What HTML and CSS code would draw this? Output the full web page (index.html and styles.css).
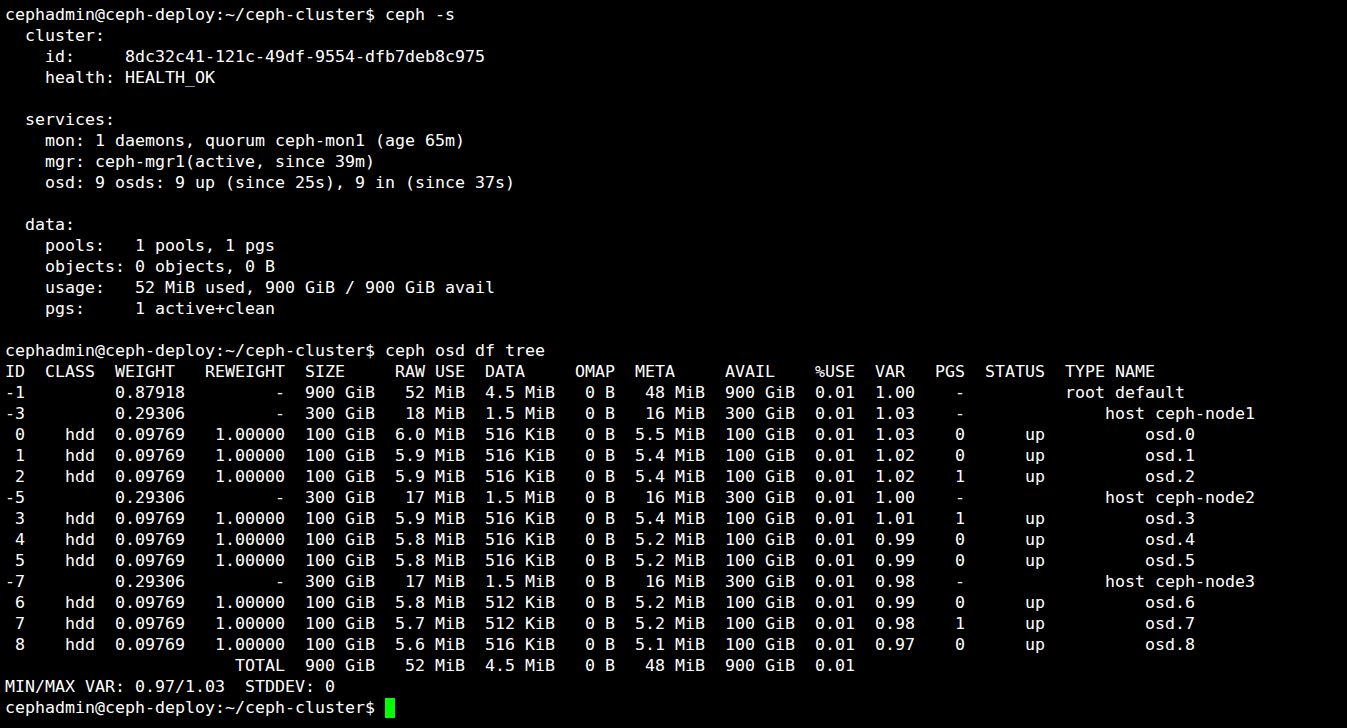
FILE: index.html
```html
<!DOCTYPE html>
<html lang="en">
<head>
  <meta charset="UTF-8">
  <title>ceph-deploy</title>
  <link rel="stylesheet" href="styles.css">
</head>
<body>
<pre class="term">cephadmin@ceph-deploy:~/ceph-cluster$ ceph -s
  cluster:
    id:     8dc32c41-121c-49df-9554-dfb7deb8c975
    health: HEALTH_OK

  services:
    mon: 1 daemons, quorum ceph-mon1 (age 65m)
    mgr: ceph-mgr1(active, since 39m)
    osd: 9 osds: 9 up (since 25s), 9 in (since 37s)

  data:
    pools:   1 pools, 1 pgs
    objects: 0 objects, 0 B
    usage:   52 MiB used, 900 GiB / 900 GiB avail
    pgs:     1 active+clean

cephadmin@ceph-deploy:~/ceph-cluster$ ceph osd df tree
ID  CLASS  WEIGHT   REWEIGHT  SIZE     RAW USE  DATA     OMAP  META     AVAIL    %USE  VAR   PGS  STATUS  TYPE NAME
-1         0.87918         -  900 GiB   52 MiB  4.5 MiB   0 B   48 MiB  900 GiB  0.01  1.00    -          root default
-3         0.29306         -  300 GiB   18 MiB  1.5 MiB   0 B   16 MiB  300 GiB  0.01  1.03    -              host ceph-node1
 0    hdd  0.09769   1.00000  100 GiB  6.0 MiB  516 KiB   0 B  5.5 MiB  100 GiB  0.01  1.03    0      up          osd.0
 1    hdd  0.09769   1.00000  100 GiB  5.9 MiB  516 KiB   0 B  5.4 MiB  100 GiB  0.01  1.02    0      up          osd.1
 2    hdd  0.09769   1.00000  100 GiB  5.9 MiB  516 KiB   0 B  5.4 MiB  100 GiB  0.01  1.02    1      up          osd.2
-5         0.29306         -  300 GiB   17 MiB  1.5 MiB   0 B   16 MiB  300 GiB  0.01  1.00    -              host ceph-node2
 3    hdd  0.09769   1.00000  100 GiB  5.9 MiB  516 KiB   0 B  5.4 MiB  100 GiB  0.01  1.01    1      up          osd.3
 4    hdd  0.09769   1.00000  100 GiB  5.8 MiB  516 KiB   0 B  5.2 MiB  100 GiB  0.01  0.99    0      up          osd.4
 5    hdd  0.09769   1.00000  100 GiB  5.8 MiB  516 KiB   0 B  5.2 MiB  100 GiB  0.01  0.99    0      up          osd.5
-7         0.29306         -  300 GiB   17 MiB  1.5 MiB   0 B   16 MiB  300 GiB  0.01  0.98    -              host ceph-node3
 6    hdd  0.09769   1.00000  100 GiB  5.8 MiB  512 KiB   0 B  5.2 MiB  100 GiB  0.01  0.99    0      up          osd.6
 7    hdd  0.09769   1.00000  100 GiB  5.7 MiB  512 KiB   0 B  5.2 MiB  100 GiB  0.01  0.98    1      up          osd.7
 8    hdd  0.09769   1.00000  100 GiB  5.6 MiB  516 KiB   0 B  5.1 MiB  100 GiB  0.01  0.97    0      up          osd.8
                       TOTAL  900 GiB   52 MiB  4.5 MiB   0 B   48 MiB  900 GiB  0.01
MIN/MAX VAR: 0.97/1.03  STDDEV: 0
cephadmin@ceph-deploy:~/ceph-cluster$ <span class="cursor"></span></pre>
</body>
</html>
```

FILE: styles.css
```css
html, body {
  margin: 0;
  padding: 0;
  background: #000;
  height: 100%;
}

.term {
  margin: 0;
  padding: 4px 0 0 5px;
  font-family: "DejaVu Sans Mono", monospace;
  font-size: 16.62px;
  line-height: 21px;
  color: #fff;
  white-space: pre;
}

.cursor {
  display: inline-block;
  width: 10px;
  height: 20px;
  background: #00ff00;
  vertical-align: -5px;
}
```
········
- DESCRIPTION OF THE TASK: Copy out every line of the material above exactly, skipping the pictures.

- TASK RESULT:
What HTML and CSS code would draw this? Output the full web page (index.html and styles.css).
FILE: index.html
```html
<!DOCTYPE html>
<html lang="en">
<head>
  <meta charset="UTF-8">
  <title>ceph-deploy</title>
  <link rel="stylesheet" href="styles.css">
</head>
<body>
<pre class="term">cephadmin@ceph-deploy:~/ceph-cluster$ ceph -s
  cluster:
    id:     8dc32c41-121c-49df-9554-dfb7deb8c975
    health: HEALTH_OK

  services:
    mon: 1 daemons, quorum ceph-mon1 (age 65m)
    mgr: ceph-mgr1(active, since 39m)
    osd: 9 osds: 9 up (since 25s), 9 in (since 37s)

  data:
    pools:   1 pools, 1 pgs
    objects: 0 objects, 0 B
    usage:   52 MiB used, 900 GiB / 900 GiB avail
    pgs:     1 active+clean

cephadmin@ceph-deploy:~/ceph-cluster$ ceph osd df tree
ID  CLASS  WEIGHT   REWEIGHT  SIZE     RAW USE  DATA     OMAP  META     AVAIL    %USE  VAR   PGS  STATUS  TYPE NAME
-1         0.87918         -  900 GiB   52 MiB  4.5 MiB   0 B   48 MiB  900 GiB  0.01  1.00    -          root default
-3         0.29306         -  300 GiB   18 MiB  1.5 MiB   0 B   16 MiB  300 GiB  0.01  1.03    -              host ceph-node1
 0    hdd  0.09769   1.00000  100 GiB  6.0 MiB  516 KiB   0 B  5.5 MiB  100 GiB  0.01  1.03    0      up          osd.0
 1    hdd  0.09769   1.00000  100 GiB  5.9 MiB  516 KiB   0 B  5.4 MiB  100 GiB  0.01  1.02    0      up          osd.1
 2    hdd  0.09769   1.00000  100 GiB  5.9 MiB  516 KiB   0 B  5.4 MiB  100 GiB  0.01  1.02    1      up          osd.2
-5         0.29306         -  300 GiB   17 MiB  1.5 MiB   0 B   16 MiB  300 GiB  0.01  1.00    -              host ceph-node2
 3    hdd  0.09769   1.00000  100 GiB  5.9 MiB  516 KiB   0 B  5.4 MiB  100 GiB  0.01  1.01    1      up          osd.3
 4    hdd  0.09769   1.00000  100 GiB  5.8 MiB  516 KiB   0 B  5.2 MiB  100 GiB  0.01  0.99    0      up          osd.4
 5    hdd  0.09769   1.00000  100 GiB  5.8 MiB  516 KiB   0 B  5.2 MiB  100 GiB  0.01  0.99    0      up          osd.5
-7         0.29306         -  300 GiB   17 MiB  1.5 MiB   0 B   16 MiB  300 GiB  0.01  0.98    -              host ceph-node3
 6    hdd  0.09769   1.00000  100 GiB  5.8 MiB  512 KiB   0 B  5.2 MiB  100 GiB  0.01  0.99    0      up          osd.6
 7    hdd  0.09769   1.00000  100 GiB  5.7 MiB  512 KiB   0 B  5.2 MiB  100 GiB  0.01  0.98    1      up          osd.7
 8    hdd  0.09769   1.00000  100 GiB  5.6 MiB  516 KiB   0 B  5.1 MiB  100 GiB  0.01  0.97    0      up          osd.8
                       TOTAL  900 GiB   52 MiB  4.5 MiB   0 B   48 MiB  900 GiB  0.01
MIN/MAX VAR: 0.97/1.03  STDDEV: 0
cephadmin@ceph-deploy:~/ceph-cluster$ <span class="cursor"></span></pre>
</body>
</html>
```

FILE: styles.css
```css
html, body {
  margin: 0;
  padding: 0;
  background: #000;
  height: 100%;
}

.term {
  margin: 0;
  padding: 4px 0 0 5px;
  font-family: "DejaVu Sans Mono", monospace;
  font-size: 16.62px;
  line-height: 21px;
  color: #fff;
  white-space: pre;
}

.cursor {
  display: inline-block;
  width: 10px;
  height: 20px;
  background: #00ff00;
  vertical-align: -5px;
}
```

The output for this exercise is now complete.